Together, the FPGA handles the timing-critical, parallel-channel sampling pipeline, while the STM32H743 manages everything above the raw sample stream.

Channel Configuration: 8 Vibration + 4 Temperature

The 12-channel layout reflects a common requirement in rotating-machinery condition monitoring:

  • 8 vibration channels — typically wired to IEPE (Integrated Electronics Piezo-Electric) accelerometers or velocity sensors mounted on bearing housings, motor end-bells, or gearbox casings. Vibration signatures in these locations carry early fault indicators such as bearing defect frequencies, imbalance sidebands, and gear mesh harmonics.
  • 4 temperature channels — commonly connected to thermocouples or RTDs monitoring winding temperatures, coolant inlet/outlet, or ambient enclosure temperature. Thermal trends provide a secondary confirmation of developing faults and protect against thermal runaway.

Having all 12 channels on a single compact board simplifies cabling, reduces installation time, and eliminates the synchronization problems that arise when mixing separate vibration and temperature acquisition modules from different manufacturers.

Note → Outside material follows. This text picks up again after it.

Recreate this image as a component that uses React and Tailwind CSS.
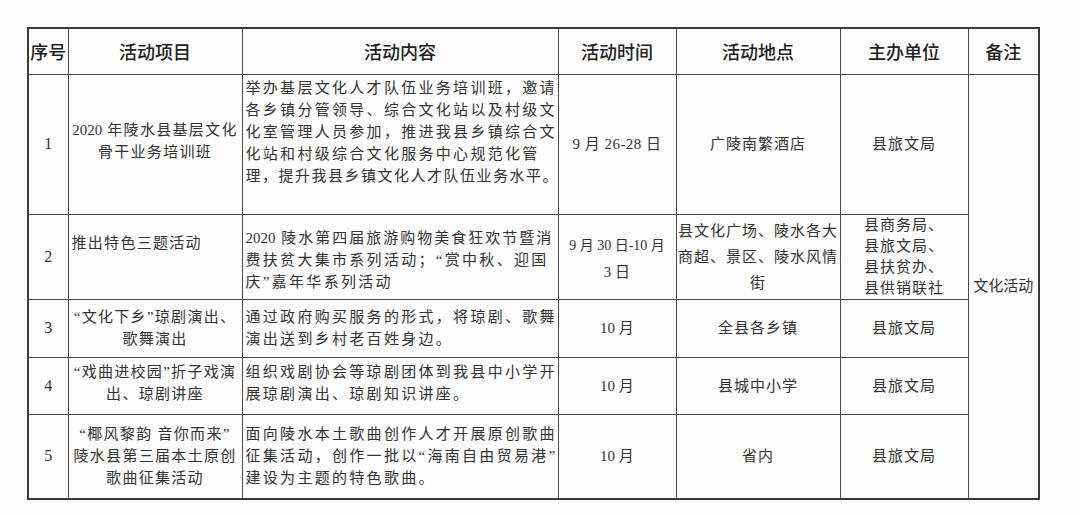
const serif = "font-['Liberation_Serif','Noto_Sans_CJK_SC',serif] text-[15px] text-[#333] leading-[22px]"

function Lines({ items, className = '' }) {
  return (
    <div className={className}>
      {items.map((l, i) => (
        <div key={i} className="whitespace-nowrap">{l}</div>
      ))}
    </div>
  )
}

// digits in the scan are set tighter than the CJK text
const N = ({ children }) => <span className="tracking-normal">{children}</span>

const td = 'border border-[#4a4a4a] p-0 align-middle'

export default function App() {
  const heads = ['序号', '活动项目', '活动内容', '活动时间', '活动地点', '主办单位', '备注']
  return (
    <div className="w-[1080px] h-[515px] overflow-hidden bg-[#fcfcfc] pt-[27px] pl-[27px]">
      <table className={`table-fixed border-collapse border-2 border-[#3a3a3a] w-[1011px] ${serif}`}>
        <colgroup>
          <col className="w-[40px]" />
          <col className="w-[174px]" />
          <col className="w-[316px]" />
          <col className="w-[118px]" />
          <col className="w-[164px]" />
          <col className="w-[128px]" />
          <col className="w-[71px]" />
        </colgroup>
        <thead>
          <tr className="h-[46px]">
            {heads.map((h) => (
              <th key={h} className={`${td} text-center font-['Noto_Sans_CJK_SC',sans-serif] text-[18px] font-medium text-[#222] leading-none`}>{h}</th>
            ))}
          </tr>
        </thead>
        <tbody>
          <tr className="h-[140px]">
            <td className={`${td} text-center text-[16px]`}>1</td>
            <td className={`${td} text-center tracking-[1.3px]`}>
              <Lines items={[<><N>2020</N> 年陵水县基层文化</>, '骨干业务培训班']} className="pb-[6px]" />
            </td>
            <td className={`${td} !align-top pl-[3px] pt-[2px] tracking-[2.3px]`}>
              <Lines items={[
                '举办基层文化人才队伍业务培训班，邀请',
                '各乡镇分管领导、综合文化站以及村级文',
                '化室管理人员参加，推进我县乡镇综合文',
                '化站和村级综合文化服务中心规范化管',
              ]} />
              <div className="whitespace-nowrap tracking-[1.5px]">理，提升我县乡镇文化人才队伍业务水平。</div>
            </td>
            <td className={`${td} text-center tracking-[0.5px]`}>9 月 26-28 日</td>
            <td className={`${td} text-center tracking-[1px]`}>广陵南繁酒店</td>
            <td className={`${td} text-center tracking-[1px]`}>县旅文局</td>
            <td rowSpan={5} className={`${td} text-center`}>文化活动</td>
          </tr>
          <tr className="h-[85px]">
            <td className={`${td} text-center text-[16px]`}>2</td>
            <td className={`${td} !align-top pl-[3px] pt-[17px] tracking-[1.3px]`}>推出特色三题活动</td>
            <td className={`${td} pl-[3px] pt-[6px] tracking-[2.3px]`}>
              <Lines items={[
                <span className="tracking-[2px]"><N>2020</N> 陵水第四届旅游购物美食狂欢节暨消</span>,
                '费扶贫大集市系列活动；“赏中秋、迎国',
                '庆”嘉年华系列活动',
              ]} />
            </td>
            <td className={`${td} text-center pt-[4px] leading-[26px]`}>
              <Lines items={[<span className="text-[14px]">9 月 30 日-10 月</span>, '3 日']} />
            </td>
            <td className={`${td} text-center tracking-[1px] leading-[26px]`}>
              <Lines items={['县文化广场、陵水各大', '商超、景区、陵水风情', '街']} />
            </td>
            <td className={`${td} text-center tracking-[1px] leading-[21px]`}>
              <Lines items={['县商务局、', '县旅文局、', '县扶贫办、', '县供销联社']} className="inline-block text-left" />
            </td>
          </tr>
          <tr className="h-[58px]">
            <td className={`${td} text-center text-[16px]`}>3</td>
            <td className={`${td} text-center tracking-[1.3px]`}>
              <Lines items={['“文化下乡”琼剧演出、', '歌舞演出']} />
            </td>
            <td className={`${td} pl-[3px] tracking-[2.3px]`}>
              <Lines items={['通过政府购买服务的形式，将琼剧、歌舞', '演出送到乡村老百姓身边。']} />
            </td>
            <td className={`${td} text-center`}>10 月</td>
            <td className={`${td} text-center tracking-[1px]`}>全县各乡镇</td>
            <td className={`${td} text-center tracking-[1px]`}>县旅文局</td>
          </tr>
          <tr className="h-[57px]">
            <td className={`${td} text-center text-[16px]`}>4</td>
            <td className={`${td} text-center tracking-[1.3px]`}>
              <Lines items={['“戏曲进校园”折子戏演', '出、琼剧讲座']} className="pb-[6px]" />
            </td>
            <td className={`${td} pl-[3px] tracking-[2.3px]`}>
              <Lines items={['组织戏剧协会等琼剧团体到我县中小学开', '展琼剧演出、琼剧知识讲座。']} className="pb-[6px]" />
            </td>
            <td className={`${td} text-center`}>10 月</td>
            <td className={`${td} text-center tracking-[1px]`}>县城中小学</td>
            <td className={`${td} text-center tracking-[1px]`}>县旅文局</td>
          </tr>
          <tr className="h-[85px]">
            <td className={`${td} text-center text-[16px]`}>5</td>
            <td className={`${td} text-center tracking-[1.3px]`}>
              <Lines items={['“椰风黎韵 音你而来”', '陵水县第三届本土原创', '歌曲征集活动']} />
            </td>
            <td className={`${td} pl-[3px] tracking-[2.3px]`}>
              <Lines items={['面向陵水本土歌曲创作人才开展原创歌曲', '征集活动，创作一批以“海南自由贸易港”', '建设为主题的特色歌曲。']} />
            </td>
            <td className={`${td} text-center`}>10 月</td>
            <td className={`${td} text-center tracking-[1px]`}>省内</td>
            <td className={`${td} text-center tracking-[1px]`}>县旅文局</td>
          </tr>
        </tbody>
      </table>
    </div>
  )
}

24-Bit Resolution: The Upgrade from 16-Bit

The previous generation of this board used 16-bit ADCs, which provide 96 dB of theoretical dynamic range. Moving to 24-bit resolution raises the theoretical dynamic range to approximately 144 dB — a meaningful improvement when trying to detect low-amplitude early-stage bearing defects buried beneath high-amplitude running vibration. In practice, effective number of bits (ENOB) is always somewhat lower than the nominal figure due to thermal noise and layout parasitics, but the headroom gained from 24-bit converters makes it substantially easier to resolve small fault-related spectral peaks without range-switching or manual gain adjustment.

Sampling Rate: Up to 102.4 KHz

The board supports a maximum sampling rate of 102.4 KHz per channel. This figure is not arbitrary — 102.4 KHz is a standard rate in vibration analysis instrumentation because it yields a Nyquist limit of 51.2 KHz, which conveniently covers the high-frequency fault signatures produced by rolling-element bearings and high-speed spindles, while also being an even multiple of common base frequencies used in FFT block sizes (e.g., 1024, 2048, 4096 points at standard spectral line counts of 400, 800, 1600). The result is clean, alias-free spectra without fractional-bin leakage artifacts.

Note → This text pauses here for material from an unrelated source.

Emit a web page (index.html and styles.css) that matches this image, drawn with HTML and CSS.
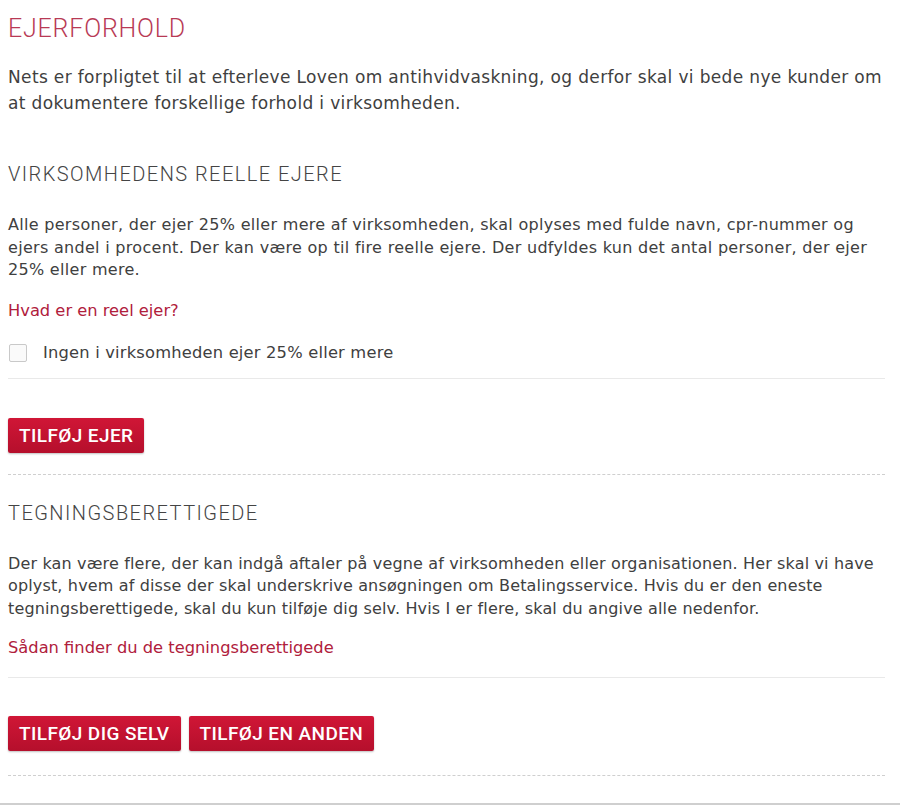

Sustaining 102.4 KHz simultaneously across 8 vibration channels represents a raw throughput of over 800,000 24-bit samples per second from the vibration front-end alone — a workload that motivates the FPGA's role as the pipeline engine rather than leaving sample capture to the microcontroller.

Anti-Aliasing: 32-Order Digital Filter

Anti-aliasing is one of the most frequently overlooked specifications in vibration acquisition hardware, yet it is critical for measurement integrity. Any signal energy above the Nyquist frequency must be attenuated before digitisation; if it is not, it folds back into the passband and corrupts the spectrum.

This board incorporates an internal 32-order digital filter for anti-aliasing. A higher filter order means a steeper roll-off in the transition band, allowing the passband to extend closer to the Nyquist limit while still achieving deep attenuation of out-of-band energy. The designers claim the anti-aliasing performance exceeds that of some foreign commercial boards — a plausible assertion given that high-order delta-sigma ADCs with integrated sinc filters can achieve very steep digital anti-aliasing characteristics that outperform the analog low-pass filter stages found in older or more cost-constrained foreign hardware.

Industrial Design Considerations

Beyond the core signal chain, the board is explicitly designed for industrial field environments, which typically implies:

  • Wide operating temperature range (consistent with the -I7 FPGA package choice)
  • Robust power supply filtering to reject conducted noise from variable-frequency drives, contactors, and switching power supplies common in factory environments
  • Compact form factor suitable for mounting inside control cabinets or junction boxes close to the machinery being monitored

Domestic Sourcing and NI Replacement

National Instruments (now part of Emerson) DAQ hardware has long been the reference standard for precision multi-channel acquisition in industrial and laboratory settings. However, NI hardware carries significant cost and, in recent years, supply-chain considerations have increased interest in domestically-manufactured alternatives in China. This board targets that gap: an EP4CE10F17I7 + STM32H743 combination uses components that are either domestically available or for which domestic equivalents exist, and the signal-chain architecture is designed to meet or exceed NI-class anti-aliasing and dynamic range specifications at industrial operating temperatures.

For machine condition monitoring applications — particularly rotating equipment such as pumps, fans, compressors, and motors — this 8-vibration + 4-temperature, 24-bit, 102.4 KHz board represents a technically competitive option worth evaluating against imported alternatives.